begin Stored data
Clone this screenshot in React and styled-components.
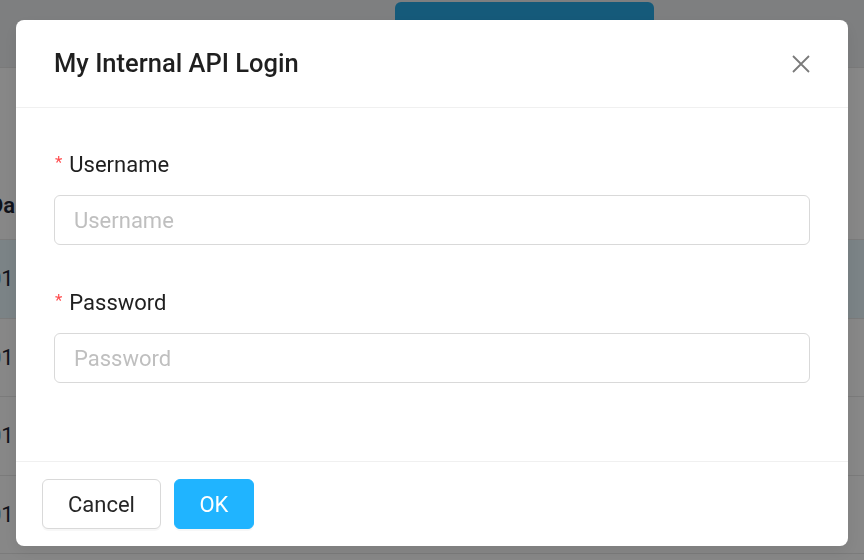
import React from "react";
import styled, { createGlobalStyle } from "styled-components";

const GlobalStyle = createGlobalStyle`
  html, body {
    margin: 0;
    padding: 0;
    background: #ffffff;
    font-family: Roboto, "Liberation Sans", Arial, sans-serif;
    overflow: hidden;
  }
  * { box-sizing: border-box; }
`;

const Page = styled.div`
  width: 864px;
  height: 560px;
  display: flex;
  flex-direction: column;
  background: #ffffff;
`;

const TopBar = styled.div`
  height: 68px;
  flex-shrink: 0;
  background: #eef0f2;
  border-bottom: 1px solid #e6e6e6;
  display: flex;
  padding: 2px 0 0 395px;
`;

const PrimaryAction = styled.div`
  width: 259px;
  height: 44px;
  border-radius: 6px;
  background: #28aae6;
`;

const Toolbar = styled.div`
  height: 172px;
  flex-shrink: 0;
  display: flex;
  align-items: flex-end;
  border-bottom: 1px solid #e8e8e8;
`;

const Row = styled.div`
  height: 78.5px;
  flex-shrink: 0;
  display: flex;
  align-items: center;
  margin-left: -11px;
  background: ${({ selected }) => (selected ? "#e8f7fd" : "#ffffff")};
  border-bottom: 1px solid #e8e8e8;
  font-size: 22px;
  color: #1d2433;
  font-weight: ${({ head }) => (head ? 600 : 400)};
`;

const HeadCell = styled(Row)`
  border-bottom: none;
  background: transparent;
  height: 68px;
`;

const Mask = styled.div`
  position: fixed;
  inset: 0;
  background: rgba(0, 0, 0, 0.47);
  padding: 20px 16px;
  display: flex;
  align-items: flex-start;
`;

const Modal = styled.div`
  width: 832px;
  height: 526px;
  background: #ffffff;
  border-radius: 8px;
  box-shadow: 0 6px 16px rgba(0, 0, 0, 0.08);
  display: flex;
  flex-direction: column;
`;

const Header = styled.div`
  height: 88px;
  flex-shrink: 0;
  padding: 0 36px 0 38px;
  display: flex;
  align-items: center;
  justify-content: space-between;
  border-bottom: 1px solid #f0f0f0;
`;

const Title = styled.div`
  font-size: 25.5px;
  font-weight: 500;
  color: #1f1f1f;
  margin-top: -1px;
`;

const CloseButton = styled.button`
  width: 22px;
  height: 22px;
  padding: 0;
  border: none;
  background: transparent;
  display: flex;
  align-items: center;
  justify-content: center;
  cursor: pointer;
`;

const Body = styled.div`
  flex: 1;
  padding: 42px 38px 0;
  display: flex;
  flex-direction: column;
  gap: 43px;
`;

const FormItem = styled.div`
  display: flex;
  flex-direction: column;
  gap: 17px;
`;

const Label = styled.label`
  height: 28px;
  display: flex;
  align-items: center;
  font-size: 22px;
  color: #1f1f1f;
`;

const Required = styled.span`
  color: #ff4d4f;
  font-size: 17px;
  margin: 0 7px 0 1px;
  align-self: flex-start;
  line-height: 24px;
`;

const Input = styled.input`
  width: 100%;
  height: 50px;
  border: 1px solid #d9d9d9;
  border-radius: 6px;
  padding: 0 19px;
  font-size: 22px;
  font-family: Roboto, "Liberation Sans", Arial, sans-serif;
  color: #1f1f1f;
  outline: none;
  &::placeholder {
    color: #bfbfbf;
  }
`;

const Footer = styled.div`
  height: 85px;
  flex-shrink: 0;
  border-top: 1px solid #f0f0f0;
  padding: 17px 26px 0;
  display: flex;
  align-items: flex-start;
  gap: 13px;
`;

const Button = styled.button`
  height: 50px;
  padding: 0 ${({ primary }) => (primary ? 24.5 : 25)}px;
  border-radius: 6px;
  font-size: 22px;
  font-family: Roboto, "Liberation Sans", Arial, sans-serif;
  cursor: pointer;
  border: 1px solid ${({ primary }) => (primary ? "#20b4ff" : "#d9d9d9")};
  background: ${({ primary }) => (primary ? "#20b4ff" : "#ffffff")};
  color: ${({ primary }) => (primary ? "#ffffff" : "#262626")};
  box-shadow: 0 2px 0 rgba(0, 0, 0, 0.03);
`;

const rows = ["01", "01", "01", "01"];

export default function App() {
  return (
    <>
      <GlobalStyle />
      <Page>
        <TopBar>
          <PrimaryAction />
        </TopBar>
        <Toolbar>
          <HeadCell head>Da</HeadCell>
        </Toolbar>
        {rows.map((r, i) => (
          <Row key={i} selected={i === 0}>
            {r}
          </Row>
        ))}
      </Page>
      <Mask>
        <Modal>
          <Header>
            <Title>My Internal API Login</Title>
            <CloseButton aria-label="Close">
              <svg width="20" height="20" viewBox="0 0 20 20">
                <path
                  d="M2 2 L18 18 M18 2 L2 18"
                  stroke="#7a7a7a"
                  strokeWidth="1.8"
                  fill="none"
                />
              </svg>
            </CloseButton>
          </Header>
          <Body>
            <FormItem>
              <Label>
                <Required>*</Required>Username
              </Label>
              <Input placeholder="Username" />
            </FormItem>
            <FormItem>
              <Label>
                <Required>*</Required>Password
              </Label>
              <Input type="password" placeholder="Password" />
            </FormItem>
          </Body>
          <Footer>
            <Button>Cancel</Button>
            <Button primary>OK</Button>
          </Footer>
        </Modal>
      </Mask>
    </>
  );
}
end Stored data
◆ **Exercise description**:
Find how many lines of the material carry the string "React". Only the number should be in the answer.

◆ **The solution**:
2